Do you not remember how, just at the moment when Jones and his men had got inside the yard, Snowball suddenly turned and fled, and many animals followed him? And do you not remember, too, that it was just at that moment, when panic was spreading and all seemed lost, that Comrade Napoleon sprang forward with a cry of 'Death to Humanity!' and sank his teeth in Jones's leg? Surely you remember that, comrades?" exclaimed Squealer, frisking from side to side. 

These questions using "do you not remember" are also examples of rhetorical questions. These are questions posed with no intent of having them answered. In this way, the animals think Squealer is asking them questions and engaging them in conversation (or debate). But in using rhetorical questions, Squealer does not require answers and this allows him to monopolize and control their discussion. 

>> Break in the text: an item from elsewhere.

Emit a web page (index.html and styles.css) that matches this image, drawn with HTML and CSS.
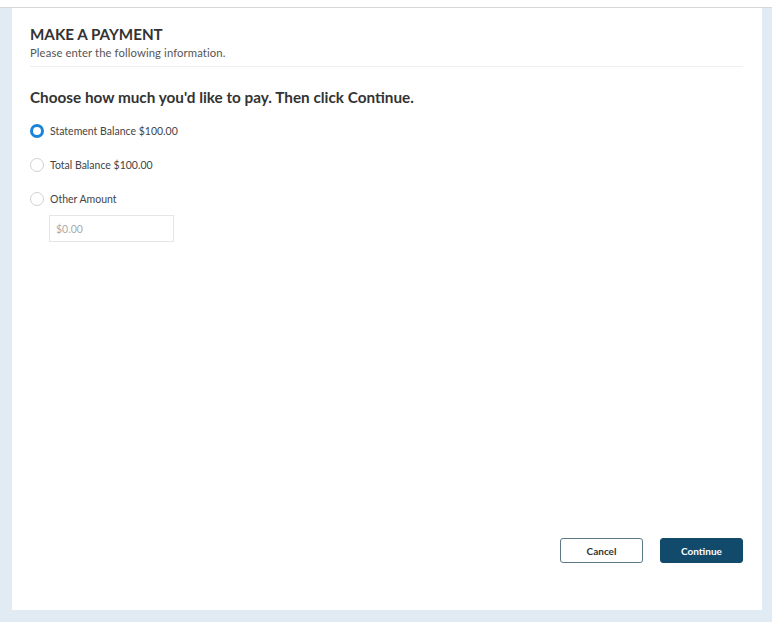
FILE: index.html
```html
<!DOCTYPE html>
<html lang="en">
<head>
    <meta charset="UTF-8">
    <meta name="viewport" content="width=device-width, initial-scale=1.0">
    <title>Make a Payment</title>
    <link rel="stylesheet" href="styles.css">
</head>
<body>
    <div class="topbar"></div>
    <div class="page">
        <main class="card">
            <header class="card-header">
                <h1>MAKE A PAYMENT</h1>
                <p>Please enter the following information.</p>
            </header>
            <h2>Choose how much you'd like to pay. Then click Continue.</h2>
            <form class="options" id="paymentForm">
                <label class="option">
                    <input type="radio" name="amount" value="statement" checked>
                    <span>Statement Balance $100.00</span>
                </label>
                <label class="option">
                    <input type="radio" name="amount" value="total">
                    <span>Total Balance $100.00</span>
                </label>
                <label class="option">
                    <input type="radio" name="amount" value="other">
                    <span>Other Amount</span>
                </label>
                <input type="text" class="amount-input" placeholder="$0.00">
            </form>
            <div class="actions">
                <button type="button" class="btn btn-outline">Cancel</button>
                <button type="submit" form="paymentForm" class="btn btn-primary">Continue</button>
            </div>
        </main>
    </div>
</body>
</html>
```

FILE: styles.css
```css
body {
    font-family: Lato, 'Open Sans', sans-serif;
    color: #333;
    background-color: #e1ebf3;
    margin: 0;
    padding: 0;
    height: 622px;
    display: flex;
    flex-direction: column;
}
.topbar {
    height: 7px;
    background-color: #fff;
    border-bottom: 1px solid #d6d8da;
}
.page {
    flex: 1;
    display: flex;
    padding: 0 10px 12px 12px;
}
.card {
    flex: 1;
    background-color: #fff;
    display: flex;
    flex-direction: column;
    padding: 17px 19px 47px 18px;
}
.card-header {
    border-bottom: 1px solid #eceeef;
    padding-bottom: 6px;
}
.card-header h1 {
    margin: 0;
    font-size: 15.2px;
    line-height: 18px;
    font-weight: 700;
    color: #333;
}
.card-header p {
    margin: 3px 0 0;
    font-size: 11.3px;
    line-height: 14px;
    letter-spacing: 0.1px;
    color: #555;
}
h2 {
    margin: 20px 0 0;
    font-size: 15.3px;
    line-height: 20px;
    font-weight: 700;
    color: #333;
}
.options {
    display: flex;
    flex-direction: column;
    margin-top: 15px;
}
.option {
    display: flex;
    align-items: center;
    height: 18px;
    margin-bottom: 16px;
    font-size: 10.5px;
    color: #444;
    cursor: pointer;
}
.option input {
    appearance: none;
    width: 14px;
    height: 14px;
    margin: 0 6px 0 0;
    border: 1px solid #cfd2d4;
    border-radius: 50%;
    background-color: #fff;
}
.option input:checked {
    border: 3px solid #1a84dc;
}
.amount-input {
    width: 125px;
    height: 27px;
    box-sizing: border-box;
    margin: -9px 0 0 19px;
    border: 1px solid #e3e5e7;
    padding: 0 6px;
    font-family: inherit;
    font-size: 10.5px;
    color: #333;
}
.amount-input::placeholder {
    color: #aaa;
}
.actions {
    margin-top: auto;
    display: flex;
    justify-content: flex-end;
    gap: 17px;
}
.btn {
    width: 83px;
    height: 25px;
    border-radius: 3px;
    font-family: inherit;
    font-size: 10px;
    font-weight: 700;
    cursor: pointer;
}
.btn-outline {
    background-color: #fff;
    border: 1px solid #5b7a86;
    color: #333;
}
.btn-primary {
    background-color: #114a6b;
    border: 1px solid #114a6b;
    color: #fff;
}
```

Squealer's entire speech is ironic. He is rewriting history by claiming that Snowball was/is a traitor. It is an example of dramatic irony. This is when the spectator (or reader in this case) is given information that one or more of the characters is unaware of. The reader knows Squealer is lying and trying to change history. Although Boxer and the animals are confused and skeptical at first, they come to believe Squealer and therefore, they don't know how much he has lied to them. The reader knows what Squealer is doing as much as Squealer does. But the other animals do not.